▶ [Records provided]

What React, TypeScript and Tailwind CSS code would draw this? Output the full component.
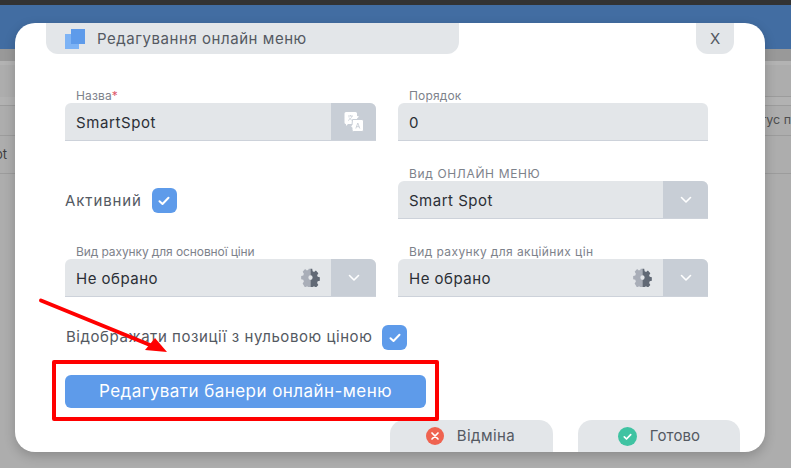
const F = "font-['Inter','Noto_Sans',sans-serif]";

function Label({ children, className = "tracking-[0.15px]" }: { children: React.ReactNode; className?: string }) {
  return <div className={`h-[15px] pl-[11px] text-[12px] leading-[15px] text-[#7d828b] whitespace-nowrap ${className}`}>{children}</div>;
}

function Chevron() {
  return (
    <svg width="12" height="8" viewBox="0 0 12 8" fill="none">
      <path d="M1.5 1.5 6 6l4.5-4.5" stroke="#fff" strokeWidth="1.6" strokeLinecap="round" strokeLinejoin="round" />
    </svg>
  );
}

const gearPath = "M9.6 1h4.8l.6 3 2 .9 2.6-1.7 3.4 3.4-1.7 2.6.8 2 3 .6v4.4l-3 .6-.8 2 1.7 2.6-3.4 3.4-2.6-1.7-2 .8-.6 3H9.6l-.6-3-2-.8-2.6 1.7L1 19.5l1.7-2.6-.8-2-3-.6V10l3-.6.8-2L1 4.8l3.4-3.4L7 3.1l2-.9zM12 9a3 3 0 1 0 0 6 3 3 0 0 0 0-6z";

function Gear({ id }: { id: string }) {
  return (
    <svg width="19" height="19" viewBox="0 0 24 24">
      <defs>
        <clipPath id={`${id}l`}><rect x="0" y="0" width="12" height="24" /></clipPath>
        <clipPath id={`${id}r`}><rect x="12" y="0" width="12" height="24" /></clipPath>
      </defs>
      <g clipPath={`url(#${id}l)`}>
        <path fill="#a9aeb8" fillRule="evenodd" d={gearPath} transform="translate(1.2 0) scale(.9 1)" />
      </g>
      <g clipPath={`url(#${id}r)`}>
        <path fill="#616975" fillRule="evenodd" d={gearPath} transform="translate(1.2 0) scale(.9 1)" />
      </g>
    </svg>
  );
}

function Translate() {
  return (
    <svg width="20" height="20" viewBox="0 0 20 20">
      <path d="M0.5 1.5A1.5 1.5 0 0 1 2 0h9.5A1.5 1.5 0 0 1 13 1.5V4l2 .5-2 2V12H4l-2 2v-2H2A1.5 1.5 0 0 1 .5 10.5z" fill="#fff" />
      <path d="M8.5 7.5h9.5A1.5 1.5 0 0 1 19.5 9v9A1.5 1.5 0 0 1 18 19.5H9.5A1.5 1.5 0 0 1 8 18v-2.500L6 14l2-1z" fill="#fff" stroke="#c8ced6" strokeWidth="1" />
      <path d="M11.800 16.500l2-5.500 2 5.500M12.600 14.700h2.500" stroke="#c8ced6" strokeWidth="0.900" fill="none" />
      <path d="M4 4h5M6.500 3v1M8 4c-.5 2-2 3.500-4 4.500M5 5.500c.7 1.300 1.800 2.300 3.500 3" stroke="#c8ced6" strokeWidth="0.800" fill="none" />
    </svg>
  );
}

function Check() {
  return (
    <div className="flex h-[25px] w-[25px] shrink-0 items-center justify-center rounded-[6px] bg-[#5e9bea]">
      <svg width="12" height="10" viewBox="0 0 12 10" fill="none">
        <path d="M1.500 5.200 4.500 8l6-6.200" stroke="#fff" strokeWidth="2" strokeLinecap="round" strokeLinejoin="round" />
      </svg>
    </div>
  );
}

function Select({ text, gear, id = "g" }: { text: string; gear?: boolean; id?: string }) {
  return (
    <div className="flex h-[38px] overflow-hidden rounded-t-[6px] border-b border-[#cdd2da] bg-[#e3e6e9]">
      <div className="flex-1 pl-[11px] text-[15px] leading-[39px] tracking-[0.5px] text-[#2b2f36]">{text}</div>
      {gear && <div className="mr-[11px] flex items-center"><Gear id={id} /></div>}
      <div className="flex w-[45px] items-center justify-center bg-[#c8ced6]"><Chevron /></div>
    </div>
  );
}

export default function App() {
  return (
    <div className={`relative h-[468px] w-[791px] overflow-hidden bg-[#adadad] ${F}`}>
      <div className="h-[5px] bg-[#333333]" />
      <div className="h-[44px] bg-[#426da2]" />
      <div className="h-[12px] bg-[#999999]" />
      <div className="h-[4px] bg-[#b3b3b3]" />
      <div className="ml-auto h-[32px] w-[40px] border-b border-[#9c9c9c]" />
      <div className="h-[9px] border-b border-[#9c9c9c] bg-[#b2b2b2]" />
      <div className="flex h-[30px] items-center justify-end border-b border-[#9c9c9c]">
        <span className="text-[12.5px] text-[#4d4d4d] whitespace-nowrap">тус п</span>
      </div>
      <div className="flex h-[38px] items-center border-b border-[#9c9c9c] text-[13px] text-[#3d3d3d]">
        <span className="-ml-[5px]">ot</span>
      </div>

      {/* modal */}
      <div className="absolute left-[15px] top-[23px] flex h-[429px] w-[750px] flex-col rounded-[20px] bg-white shadow-[0_4px_12px_rgba(0,0,0,0.2)]">
        <div className="flex h-[31px] shrink-0 justify-between px-[31px]">
          <div className="flex w-[413px] items-center gap-[12px] rounded-b-[12px] bg-[#e3e6e9] pl-[19px]">
            <div className="relative h-[20px] w-[20px]">
              <div className="absolute bottom-0 left-0 h-[15px] w-[14px] bg-[#7db3f5]" />
              <div className="absolute right-0 top-0 h-[15px] w-[14px] bg-[#5e9bea]" />
            </div>
            <span className="pt-[2px] text-[15px] tracking-[0.55px] text-[#545962] whitespace-nowrap">Редагування онлайн меню</span>
          </div>
          <div className="flex w-[38px] items-center justify-center rounded-b-[12px] bg-[#e3e6e9] pt-[1px] text-[15px] text-[#545962]">X</div>
        </div>

        <div className="mt-[34px] grid grid-cols-[311px_310px] gap-x-[22px] pl-[50px]">
          <div>
            <Label>Назва<span className="text-[#e0596b]">*</span></Label>
            <div className="flex h-[38px] overflow-hidden rounded-t-[6px] border-b border-[#cdd2da] bg-[#e3e6e9]">
              <div className="flex-1 pl-[11px] text-[15px] leading-[39px] tracking-[0.6px] text-[#2b2f36]">SmartSpot</div>
              <div className="flex w-[45px] items-center justify-center bg-[#c8ced6]"><Translate /></div>
            </div>
          </div>
          <div>
            <Label>Порядок</Label>
            <div className="h-[38px] rounded-t-[6px] border-b border-[#cdd2da] bg-[#e3e6e9] pl-[11px] text-[15px] leading-[39px] text-[#2b2f36]">0</div>
          </div>

          <div className="mt-[25px] flex h-[53px] items-end pb-[6px]">
            <span className="mr-[10px] pb-[1px] text-[15px] tracking-[0.9px] text-[#545962]">Активний</span>
            <Check />
          </div>
          <div className="mt-[25px]">
            <Label className="tracking-[0.65px]">Вид ОНЛАЙН МЕНЮ</Label>
            <Select text="Smart Spot" />
          </div>

          <div className="mt-[25px]">
            <Label className="-tracking-[0.1px]">Вид рахунку для основної ціни</Label>
            <Select text="Не обрано" gear id="a" />
          </div>
          <div className="mt-[25px]">
            <Label className="tracking-[0.4px]">Вид рахунку для акційних цін</Label>
            <Select text="Не обрано" gear id="b" />
          </div>
        </div>

        <div className="ml-[51px] mt-[28px] flex items-center gap-[10px]">
          <span className="text-[15px] tracking-[0.56px] text-[#545962] whitespace-nowrap">Відображати позиції з нульовою ціною</span>
          <Check />
        </div>

        <div className="ml-[50px] mt-[25px] flex h-[33px] w-[361px] items-center justify-center rounded-[6px] bg-[#5e9bea] text-[17px] tracking-[0.45px] text-white">
          Редагувати банери онлайн-меню
        </div>

        <div className="mt-auto flex justify-end gap-[25px] pr-[25px]">
          <div className="flex h-[32px] w-[163px] items-center justify-center gap-[13px] rounded-t-[14px] bg-[#e3e6e9]">
            <svg width="18" height="18" viewBox="0 0 18 18" className="-ml-[2px]">
              <circle cx="9" cy="9" r="9" fill="#ef6350" />
              <path d="M6 6l6 6M12 6l-6 6" stroke="#fff" strokeWidth="1.700" strokeLinecap="round" />
            </svg>
            <span className="text-[15px] tracking-[0.45px] text-[#545962]">Відміна</span>
          </div>
          <div className="flex h-[32px] w-[162px] items-center justify-center gap-[13px] rounded-t-[14px] bg-[#e3e6e9]">
            <svg width="19" height="19" viewBox="0 0 19 19">
              <circle cx="9.500" cy="9.500" r="9.500" fill="#3fc3a2" />
              <path d="M6.300 9.800 8.500 12l4.200-4.400" stroke="#fff" strokeWidth="1.700" fill="none" strokeLinecap="round" strokeLinejoin="round" />
            </svg>
            <span className="text-[15px] tracking-[0.1px] text-[#545962]">Готово</span>
          </div>
        </div>
      </div>

      {/* annotation */}
      <div className="absolute left-[52px] top-[360px] h-[61px] w-[387px] rounded-[2px] border-[4px] border-[#ff0000]" />
      <svg className="absolute left-0 top-0" width="791" height="468" viewBox="0 0 791 468" fill="none">
        <path d="M41 300.500 150 345" stroke="#ff0000" strokeWidth="4" strokeLinecap="round" />
        <path d="M167 352 145 350 155 338z" fill="#ff0000" />
      </svg>
    </div>
  );
}
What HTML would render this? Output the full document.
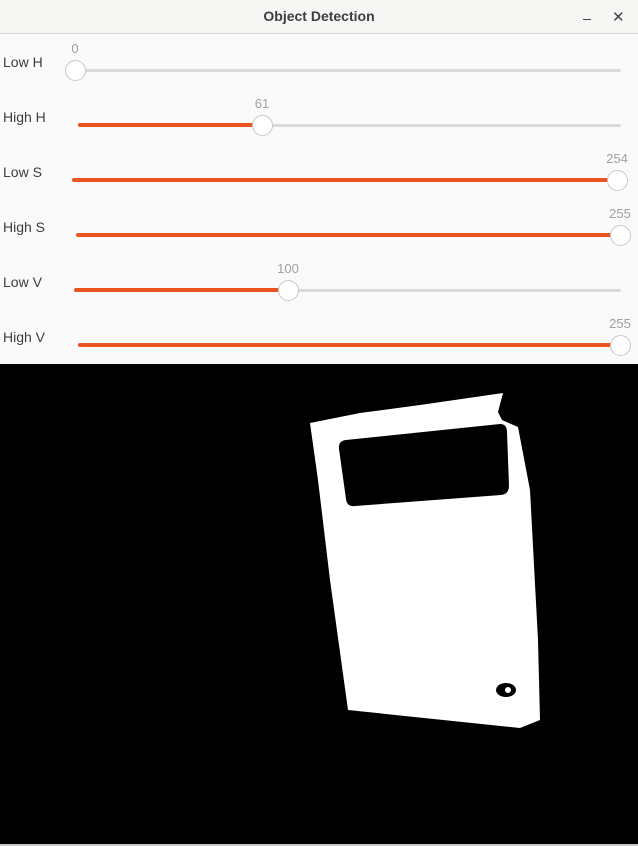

▶ [What you should do] Restate word for word every line from the top of the entries above to the line with "1h4.8l.6 3 2", inclusive, and skip any pictures.

▶ [Expected output]
What React, TypeScript and Tailwind CSS code would draw this? Output the full component.
const F = "font-['Inter','Noto_Sans',sans-serif]";

function Label({ children, className = "tracking-[0.15px]" }: { children: React.ReactNode; className?: string }) {
  return <div className={`h-[15px] pl-[11px] text-[12px] leading-[15px] text-[#7d828b] whitespace-nowrap ${className}`}>{children}</div>;
}

function Chevron() {
  return (
    <svg width="12" height="8" viewBox="0 0 12 8" fill="none">
      <path d="M1.5 1.5 6 6l4.5-4.5" stroke="#fff" strokeWidth="1.6" strokeLinecap="round" strokeLinejoin="round" />
    </svg>
  );
}

const gearPath = "M9.6 1h4.8l.6 3 2 .9 2.6-1.7 3.4 3.4-1.7 2.6.8 2 3 .6v4.4l-3 .6-.8 2 1.7 2.6-3.4 3.4-2.6-1.7-2 .8-.6 3H9.6l-.6-3-2-.8-2.6 1.7L1 19.5l1.7-2.6-.8-2-3-.6V10l3-.6.8-2L1 4.8l3.4-3.4L7 3.1l2-.9zM12 9a3 3 0 1 0 0 6 3 3 0 0 0 0-6z";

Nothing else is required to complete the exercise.